In un’intervista in esclusiva a OneFootball, Claudio Marchisio ha parlato della sua carriera e dell’esperienza con la Nazionale italiana:
Euro 2012 Polonia/Ucraina con Prandelli. Cosa si ricorda di quell’Europeo e di quel gruppo?
Quello è stato il mio primo Europeo, che ha fatto seguito al Mondiale nel 2010. C’era molta attesa per vedere all’opera la Nazionale, chiamata al riscatto. Con Prandelli avevamo ritrovato il feeling con la nostra Nazione e i nostri tifosi: è stata una grande esperienza, nella quale abbiamo maturato fiducia nelle nostre potenzialità partita dopo partita.
Sempre titolare, mai sostituito. C’è una partita che si ricorda più volentieri e perché?
Senz’altro quella contro l’Inghilterra. Fu una partita molto equilibrata: noi creammo tante occasioni da reti, pur senza riuscire a sbloccare il risultato. Arrivati ai rigori bisognava decidere i rigoristi: io ero già in lista, ma andai da Prandelli a chiedergli di non inserirmi nei primi 5 perché avevo dato talmente tanto in partita che avevo i crampi ai polpacci. Alla fine, ce l’abbiamo fatta. Vincere in quel modo, soffrendo e dando tutto ciò che avevamo, ha amplificato la nostra gioia. Ricordo il cucchiaio di Pirlo, la vera sliding door della gara. Ci infuse tranquillità in un momento delicatissimo e capimmo che ci saremmo qualificati.
L’intesa tra i due era talmente forte da uscire dai confini del campo da gioco. Forse Mario riconosceva in Antonio la sua stessa natura e il suo stesso talento. Si creò un’affinità che permise a entrambi di rendere al massimo in ogni gara.
Poi la finale con la Spagna, persa 4-0. Cosa andò storto in quella partita?
Arrivammo alla partita esausti. Avevamo avuto meno tempo di recupero rispetto alla Spagna e molti giocatori arrivarono in condizioni non ottimali, se non infortunati. La Spagna era più attrezzata, parliamo di una nazionale che ha dominato il calcio mondiale in quegli anni. Probabilmente avremmo perso comunque, ma credo che in un diverso contesto avremmo potuto far vedere qualcosa di differente.
Quella finale però non intacca il lavoro fatto, da un gruppo che andò oltre i propri limiti.
Nel suo libro ‘Il mio terzo tempo’ dice “Non ho mai imparato a perdere, ma forse, invecchiando, sono migliorato nella difficile arte del non vincere”. Quanto è stata dura superare quella sconfitta?
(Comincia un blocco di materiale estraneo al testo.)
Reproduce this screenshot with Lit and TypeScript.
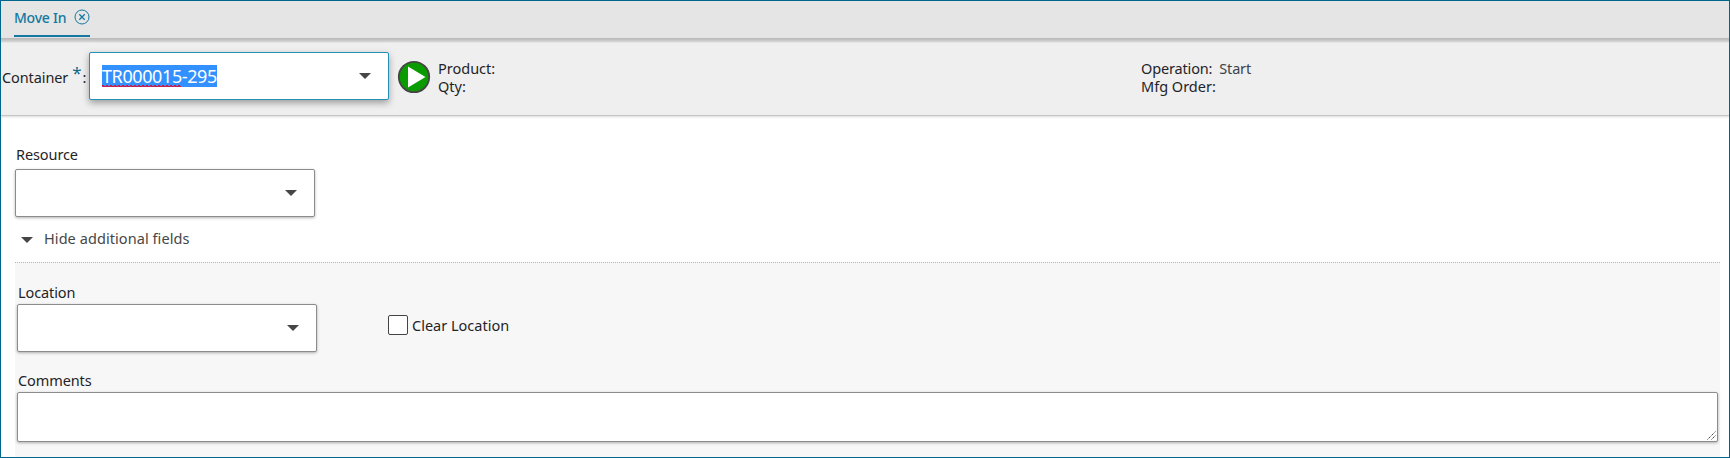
import { LitElement, html, css } from "lit";
import { customElement, property } from "lit/decorators.js";

@customElement("combo-box")
class ComboBox extends LitElement {
  @property() value = "";
  @property({ type: Boolean }) active = false;
  static styles = css`
    :host { display: block; width: 300px; height: 48px; flex: none; }
    .box { box-sizing: border-box; height: 48px; display: flex; align-items: center; justify-content: space-between;
      padding: 0 17px 0 12px; background: #fff; border: 1px solid #8c8c8c; border-radius: 2px; box-shadow: 0 1px 3px rgba(0,0,0,.3); }
    .active { border-color: #2490b5; box-shadow: 0 3px 7px rgba(0,0,0,.35); }
    .value { font: 18px/22px "Noto Sans", sans-serif; letter-spacing: -0.4px; color: #fff; }
    .sel { display: inline-block; background: #3390ff; height: 22px; white-space: nowrap; }
    .bad { display: inline-block; height: 22px; background:
      repeating-linear-gradient(90deg, #e8152a 0 2px, transparent 2px 4px) 0 20px / 79px 1px no-repeat,
      repeating-linear-gradient(90deg, #a13a90 0 1px, #e8152a 1px 4px) 0 21px / 79px 1px no-repeat; }
    svg { display: block; margin-top: -1px; }
  `;
  render() {
    const [head, tail] = this.value.split("-");
    return html`<div class="box ${this.active ? "active" : ""}">
      <span class="value">${this.value ? html`<span class="sel"><span class="bad">${head}</span>-${tail}</span>` : ""}</span>
      <svg width="12" height="6" viewBox="0 0 12 6"><path d="M0 0h12L6 6z" fill="#464646"/></svg>
    </div>`;
  }
}

@customElement("app-root")
class AppRoot extends LitElement {
  static styles = css`
    :host { display: block; font: 14.5px/18px "Noto Sans", sans-serif; color: #1e2428; }
    * { box-sizing: border-box; }
    .frame { height: 458px; border: 1px solid #00658a; background: #fff; overflow: hidden; }
    svg { display: block; flex: none; }
    .tabs { height: 37px; background: #e5e5e5; padding-left: 13px; display: flex; }
    .tab { width: 76px; height: 36px; border-bottom: 2px solid #1478a0; display: flex; justify-content: space-between; color: #1478a0; }
    .tab-name { font: 500 14px/34px "Noto Sans", sans-serif; letter-spacing: -0.25px; white-space: nowrap; }
    .tab svg { margin-top: 8px; }
    .header { height: 78px; border-bottom: 1px solid #c6c6c6; display: flex; box-shadow: 0 1px 2px rgba(0,0,0,.15);
      background: linear-gradient(#b9b9b9 0, #c4c4c4 2px, #dadada 4px, #efefef 5px); }
    .req { width: 87px; flex: none; padding: 30px 0 0 1px; display: flex; white-space: pre; letter-spacing: -0.1px; }
    .star { color: #12678a; font-size: 17px; line-height: 10px; margin: 0 1px 0 4px; }
    .header combo-box { margin-top: 14px; margin-left: 1px; }
    .go { margin: 22px 0 0 8px; }
    .facts { padding-top: 21px; width: 703px; flex: none; margin-left: 7px; }
    .facts.second { margin-left: 0; width: auto; }
    .tight { letter-spacing: -0.15px; }
    .plain { color: #3c4248; margin-left: 7px; letter-spacing: -0.2px; }
    .body { padding: 0 9px 0 14px; }
    .resource { padding-top: 29px; }
    .lab { display: block; height: 18px; letter-spacing: -0.1px; }
    .resource .lab { height: 24px; margin-left: 1px; }
    .toggle { height: 45px; display: flex; align-items: center; padding: 0 0 3px 6px; gap: 11px; color: #464646; letter-spacing: 0.07px; }
    .toggle svg { margin-top: 3px; }
    .more { height: 200px; background: repeating-linear-gradient(90deg, #b5b5b5 0 1px, #f7f7f7 1px 2px) 0 0 / 100% 1px no-repeat #f7f7f7; padding: 21px 2px 0 2px; }
    .row { display: flex; }
    .more .lab { margin-left: 1px; height: 21px; }
    .check { display: flex; gap: 4px; margin: 32px 0 0 71px; height: 20px; line-height: 20px; }
    .tick { width: 20px; height: 20px; background: #fff; border: 1px solid #444; border-radius: 2px; }
    .comments { margin-top: 19px; }
    .area { height: 50px; background: #fff; border: 1px solid #8c8c8c; border-radius: 2px; box-shadow: 0 1px 3px rgba(0,0,0,.3);
      display: flex; justify-content: flex-end; align-items: flex-end; padding: 0 1px 1px 0; }
  `;
  render() {
    return html`<div class="frame">
      <div class="tabs"><div class="tab"><span class="tab-name">Move In</span>
        <svg width="16" height="16" viewBox="0 0 16 16" fill="none" stroke="#1478a0"><circle cx="8" cy="8" r="7"/><path d="M5.3 5.3l5.4 5.4M10.7 5.3l-5.4 5.4" stroke-width="1.3"/></svg>
      </div></div>
      <div class="header">
        <div class="req"><span>Container</span><span class="star">*</span><span>:</span></div>
        <combo-box active value="TR000015-295"></combo-box>
        <svg class="go" width="34" height="34" viewBox="0 0 34 34"><circle cx="17" cy="17" r="15.2" fill="#0a9b00" stroke="#464646" stroke-width="1.8"/><path d="M11 6.5v21L28.5 17z" fill="#fff"/></svg>
        <div class="facts"><div>Product:</div><div>Qty:</div></div>
        <div class="facts second"><div><span class="tight">Operation:</span><span class="plain">Start</span></div><div>Mfg Order:</div></div>
      </div>
      <div class="body">
        <div class="resource"><span class="lab">Resource</span><combo-box></combo-box></div>
        <div class="toggle"><svg width="12" height="6" viewBox="0 0 12 6"><path d="M0 0h12L6 6z" fill="#464646"/></svg><span>Hide additional fields</span></div>
        <div class="more">
          <div class="row">
            <div><span class="lab">Location</span><combo-box></combo-box></div>
            <div class="check"><span class="tick"></span><span>Clear Location</span></div>
          </div>
          <div class="comments"><span class="lab">Comments</span>
            <div class="area"><svg width="9" height="9" viewBox="0 0 9 9" fill="none" stroke="#444"><path d="M0.5 8.5l8-8M4.5 8.5l4-4" stroke-dasharray="1.4 .7"/></svg></div>
          </div>
        </div>
      </div>
    </div>`;
  }
}
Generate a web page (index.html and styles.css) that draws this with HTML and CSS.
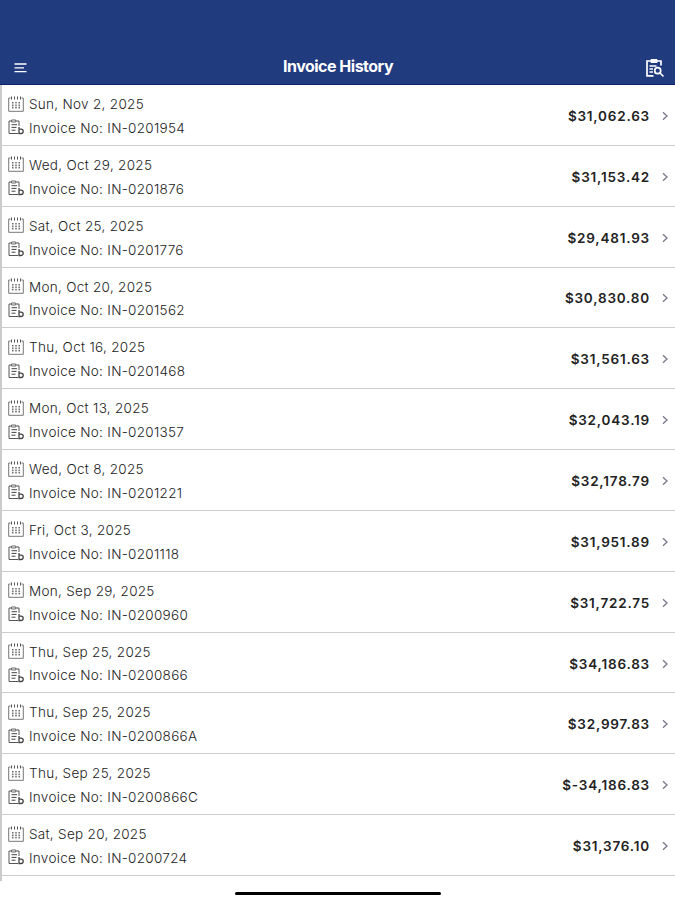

I miei unici rimpianti sono stati quelli di non vincere la Champions con la Juve e l’Europeo con la Nazionale. Facciamo tante battaglie per raggiungere i nostri obiettivi ed è ovvio che restiamo delusi se poi non riusciamo ad arrivare dove ci eravamo prefissati. Questa è la vita, un continuo allenamento per imparare a non vincere. Perché anche se arrivi in fondo, e il finale non è quello che ti aspetti, l’importante è il viaggio, non la meta. Tutto sommato, sono molto soddisfatto e grato del mio percorso nel calcio. Di aver realizzato il sogno di quando ero un bambino. Non mi sarei mai aspettato di poter raggiungere tanti traguardi e di vivere la mia avventura prevalentemente nella squadra in cui sono cresciuto e per cui facevo il tifo.
Rivede nel gruppo di Mancini un gruppo che può arrivare in finale?
Ho molta fiducia in questo gruppo giovane, talentuoso e con tanta voglia di far bene. Le competizioni così ravvicinate sono sempre una grande incognita e non so dire se arriveremo in finale, ma Mancini sta costruendo un qualcosa di molto importante con questi ragazzi. Sarà sicuramente un Europeo particolare, il primo che si disputerà in un anno dispari, a causa dell’Emergenza Covid. Non capiterà più di aver tanti impegni importanti così ravvicinati; credo che questo possa essere un vantaggio anche per l’affiatamento di un gruppo che si conosce bene e che sta creando delle basi solide.